** BEGIN LISTED RECORDS **

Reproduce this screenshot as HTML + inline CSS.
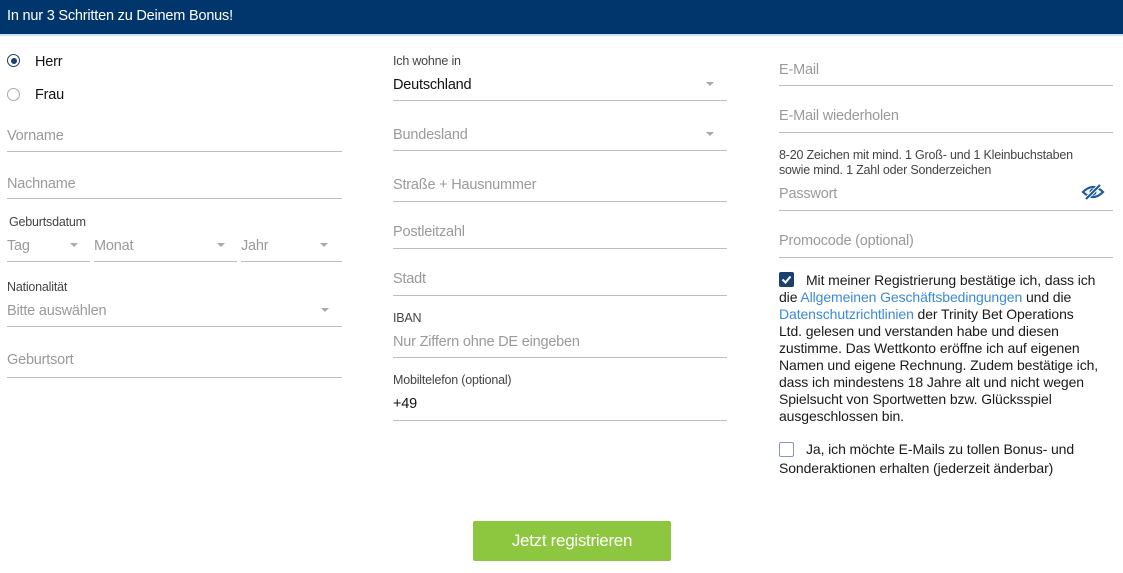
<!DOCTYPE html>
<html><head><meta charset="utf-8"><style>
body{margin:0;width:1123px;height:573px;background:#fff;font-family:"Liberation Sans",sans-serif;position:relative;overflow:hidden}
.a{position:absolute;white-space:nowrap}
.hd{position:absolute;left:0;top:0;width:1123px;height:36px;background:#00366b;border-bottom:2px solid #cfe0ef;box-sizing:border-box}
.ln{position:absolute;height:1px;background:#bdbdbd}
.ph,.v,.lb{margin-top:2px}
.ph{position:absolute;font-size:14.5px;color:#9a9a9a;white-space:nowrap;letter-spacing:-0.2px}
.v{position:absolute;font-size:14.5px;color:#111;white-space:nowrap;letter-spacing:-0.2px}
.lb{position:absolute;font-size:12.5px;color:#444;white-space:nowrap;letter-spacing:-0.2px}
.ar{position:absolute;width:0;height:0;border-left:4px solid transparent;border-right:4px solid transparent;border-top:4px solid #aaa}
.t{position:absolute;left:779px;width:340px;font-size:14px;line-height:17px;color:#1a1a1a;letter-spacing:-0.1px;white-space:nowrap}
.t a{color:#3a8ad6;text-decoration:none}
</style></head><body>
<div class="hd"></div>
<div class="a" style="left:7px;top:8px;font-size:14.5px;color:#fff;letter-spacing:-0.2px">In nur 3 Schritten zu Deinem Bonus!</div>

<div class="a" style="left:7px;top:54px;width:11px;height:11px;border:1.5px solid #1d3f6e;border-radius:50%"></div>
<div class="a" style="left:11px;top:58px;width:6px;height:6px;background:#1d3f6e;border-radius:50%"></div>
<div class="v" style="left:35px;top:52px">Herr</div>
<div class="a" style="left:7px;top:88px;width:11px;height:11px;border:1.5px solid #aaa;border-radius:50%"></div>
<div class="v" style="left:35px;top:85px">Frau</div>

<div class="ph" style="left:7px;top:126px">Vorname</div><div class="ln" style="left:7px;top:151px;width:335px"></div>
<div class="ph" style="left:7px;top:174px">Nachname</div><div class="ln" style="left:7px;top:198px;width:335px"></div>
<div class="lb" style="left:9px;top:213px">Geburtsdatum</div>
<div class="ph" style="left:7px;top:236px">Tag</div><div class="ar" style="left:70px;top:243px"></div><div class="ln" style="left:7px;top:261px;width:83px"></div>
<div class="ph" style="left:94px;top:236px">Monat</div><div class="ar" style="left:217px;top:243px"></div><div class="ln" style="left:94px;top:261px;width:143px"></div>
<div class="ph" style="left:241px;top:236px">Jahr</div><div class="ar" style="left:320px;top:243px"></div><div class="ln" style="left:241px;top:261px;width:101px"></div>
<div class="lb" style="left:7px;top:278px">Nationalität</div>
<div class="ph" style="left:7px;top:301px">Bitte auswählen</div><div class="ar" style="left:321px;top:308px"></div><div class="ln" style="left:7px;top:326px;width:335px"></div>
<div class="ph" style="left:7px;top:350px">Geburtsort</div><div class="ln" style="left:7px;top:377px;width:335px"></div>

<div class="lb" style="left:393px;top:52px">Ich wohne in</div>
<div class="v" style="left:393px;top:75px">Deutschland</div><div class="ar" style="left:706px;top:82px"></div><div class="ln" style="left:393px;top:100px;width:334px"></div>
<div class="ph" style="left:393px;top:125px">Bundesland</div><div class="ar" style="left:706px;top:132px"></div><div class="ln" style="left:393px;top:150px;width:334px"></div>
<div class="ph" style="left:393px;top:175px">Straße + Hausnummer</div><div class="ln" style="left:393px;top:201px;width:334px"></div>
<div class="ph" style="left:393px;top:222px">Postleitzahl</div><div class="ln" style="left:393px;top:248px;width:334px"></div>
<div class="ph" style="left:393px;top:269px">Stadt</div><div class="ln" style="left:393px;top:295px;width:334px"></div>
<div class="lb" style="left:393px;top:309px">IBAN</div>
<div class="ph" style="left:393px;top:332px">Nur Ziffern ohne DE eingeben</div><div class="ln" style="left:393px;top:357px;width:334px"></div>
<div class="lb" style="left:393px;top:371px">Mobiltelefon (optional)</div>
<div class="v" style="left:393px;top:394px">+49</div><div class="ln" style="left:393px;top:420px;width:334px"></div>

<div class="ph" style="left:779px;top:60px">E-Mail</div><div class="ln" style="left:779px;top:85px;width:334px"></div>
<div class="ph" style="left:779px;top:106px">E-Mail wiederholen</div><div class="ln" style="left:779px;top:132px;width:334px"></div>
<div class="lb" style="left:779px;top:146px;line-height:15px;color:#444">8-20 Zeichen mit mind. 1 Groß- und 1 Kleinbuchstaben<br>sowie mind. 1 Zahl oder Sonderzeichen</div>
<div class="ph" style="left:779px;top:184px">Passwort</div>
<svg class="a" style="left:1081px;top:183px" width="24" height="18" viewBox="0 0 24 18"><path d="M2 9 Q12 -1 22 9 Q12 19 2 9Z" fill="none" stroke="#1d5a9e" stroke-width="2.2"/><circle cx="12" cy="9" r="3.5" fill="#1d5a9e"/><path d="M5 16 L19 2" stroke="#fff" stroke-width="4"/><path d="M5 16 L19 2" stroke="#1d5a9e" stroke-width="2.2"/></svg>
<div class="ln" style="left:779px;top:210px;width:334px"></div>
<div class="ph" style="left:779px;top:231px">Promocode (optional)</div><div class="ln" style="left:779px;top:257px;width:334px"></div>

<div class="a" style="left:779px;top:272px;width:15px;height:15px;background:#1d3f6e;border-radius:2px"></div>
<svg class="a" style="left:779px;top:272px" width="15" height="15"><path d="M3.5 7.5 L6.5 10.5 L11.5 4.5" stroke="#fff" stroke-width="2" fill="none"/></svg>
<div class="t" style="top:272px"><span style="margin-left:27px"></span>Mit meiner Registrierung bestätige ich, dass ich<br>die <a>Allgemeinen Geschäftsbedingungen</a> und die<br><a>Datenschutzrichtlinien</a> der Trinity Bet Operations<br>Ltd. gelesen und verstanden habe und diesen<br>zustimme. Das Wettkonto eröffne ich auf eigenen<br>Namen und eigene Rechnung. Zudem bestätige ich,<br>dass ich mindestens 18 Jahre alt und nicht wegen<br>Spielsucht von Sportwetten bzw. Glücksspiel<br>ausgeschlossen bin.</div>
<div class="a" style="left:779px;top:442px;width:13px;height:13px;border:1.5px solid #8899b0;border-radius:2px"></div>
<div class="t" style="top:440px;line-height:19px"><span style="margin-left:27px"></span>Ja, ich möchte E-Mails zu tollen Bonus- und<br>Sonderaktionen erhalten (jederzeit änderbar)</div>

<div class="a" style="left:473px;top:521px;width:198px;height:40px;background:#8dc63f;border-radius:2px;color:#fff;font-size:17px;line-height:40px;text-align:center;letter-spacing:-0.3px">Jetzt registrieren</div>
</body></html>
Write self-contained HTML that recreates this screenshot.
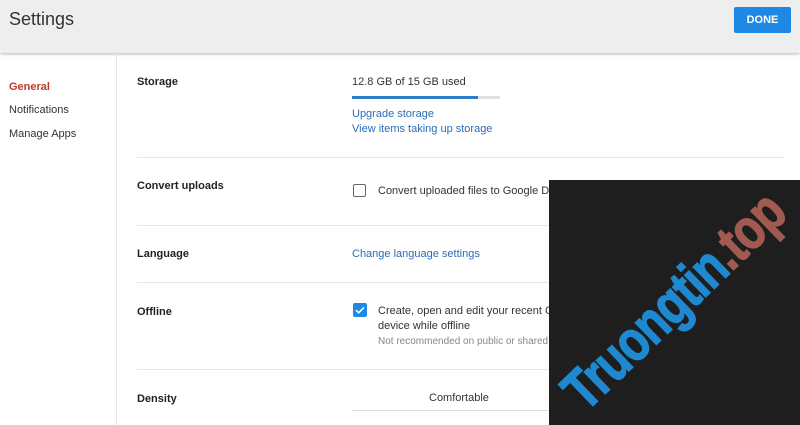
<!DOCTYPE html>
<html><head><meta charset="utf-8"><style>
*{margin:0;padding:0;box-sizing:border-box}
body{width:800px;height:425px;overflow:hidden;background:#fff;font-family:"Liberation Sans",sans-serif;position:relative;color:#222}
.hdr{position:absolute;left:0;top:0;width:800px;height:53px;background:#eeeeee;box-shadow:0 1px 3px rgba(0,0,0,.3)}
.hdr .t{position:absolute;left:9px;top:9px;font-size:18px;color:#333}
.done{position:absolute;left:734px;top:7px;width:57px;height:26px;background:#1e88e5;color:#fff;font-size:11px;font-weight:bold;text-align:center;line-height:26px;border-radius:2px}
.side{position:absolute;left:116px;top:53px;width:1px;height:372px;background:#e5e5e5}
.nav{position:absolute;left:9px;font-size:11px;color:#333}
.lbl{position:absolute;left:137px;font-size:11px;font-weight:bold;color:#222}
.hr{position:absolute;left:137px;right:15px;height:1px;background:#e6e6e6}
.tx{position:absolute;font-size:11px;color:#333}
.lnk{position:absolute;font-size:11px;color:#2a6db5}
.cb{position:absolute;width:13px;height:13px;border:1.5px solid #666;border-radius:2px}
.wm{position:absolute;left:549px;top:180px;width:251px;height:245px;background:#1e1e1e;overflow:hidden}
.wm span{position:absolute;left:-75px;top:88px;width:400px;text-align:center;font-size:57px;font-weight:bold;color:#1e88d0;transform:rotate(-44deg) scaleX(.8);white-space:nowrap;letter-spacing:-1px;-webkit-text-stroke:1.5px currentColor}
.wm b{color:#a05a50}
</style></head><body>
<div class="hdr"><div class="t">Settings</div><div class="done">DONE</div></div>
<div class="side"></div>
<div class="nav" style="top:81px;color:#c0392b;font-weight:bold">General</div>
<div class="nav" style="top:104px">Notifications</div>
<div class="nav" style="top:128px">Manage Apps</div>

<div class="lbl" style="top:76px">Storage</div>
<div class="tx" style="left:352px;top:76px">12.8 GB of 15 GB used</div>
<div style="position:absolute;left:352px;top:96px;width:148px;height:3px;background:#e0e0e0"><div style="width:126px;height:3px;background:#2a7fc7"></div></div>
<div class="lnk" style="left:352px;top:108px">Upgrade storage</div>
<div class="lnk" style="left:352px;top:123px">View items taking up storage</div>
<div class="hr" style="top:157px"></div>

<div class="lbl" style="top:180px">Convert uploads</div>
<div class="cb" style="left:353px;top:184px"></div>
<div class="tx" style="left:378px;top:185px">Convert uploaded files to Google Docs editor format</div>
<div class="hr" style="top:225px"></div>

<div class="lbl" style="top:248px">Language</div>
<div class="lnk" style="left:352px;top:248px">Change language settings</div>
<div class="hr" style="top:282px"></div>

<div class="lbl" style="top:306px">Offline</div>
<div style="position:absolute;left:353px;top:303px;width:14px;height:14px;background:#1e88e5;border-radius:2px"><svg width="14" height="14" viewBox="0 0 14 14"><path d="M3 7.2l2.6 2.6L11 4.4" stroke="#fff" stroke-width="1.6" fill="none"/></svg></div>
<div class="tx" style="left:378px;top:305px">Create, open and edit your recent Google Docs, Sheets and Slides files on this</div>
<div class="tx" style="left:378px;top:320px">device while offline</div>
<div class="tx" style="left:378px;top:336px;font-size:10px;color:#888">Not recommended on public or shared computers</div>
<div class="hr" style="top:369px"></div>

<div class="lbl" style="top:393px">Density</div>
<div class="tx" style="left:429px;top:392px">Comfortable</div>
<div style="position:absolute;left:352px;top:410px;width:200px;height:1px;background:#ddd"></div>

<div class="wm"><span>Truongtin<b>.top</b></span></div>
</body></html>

** END LISTED RECORDS **

# [TASK]
Search the listing for the word "this". Copy every line in which it occurs.

# [COMPLETE OUTPUT]
Reproduce this screenshot as HTML + inline CSS.
Write self-contained HTML that recreates this screenshot.
<div class="tx" style="left:378px;top:305px">Create, open and edit your recent Google Docs, Sheets and Slides files on this</div>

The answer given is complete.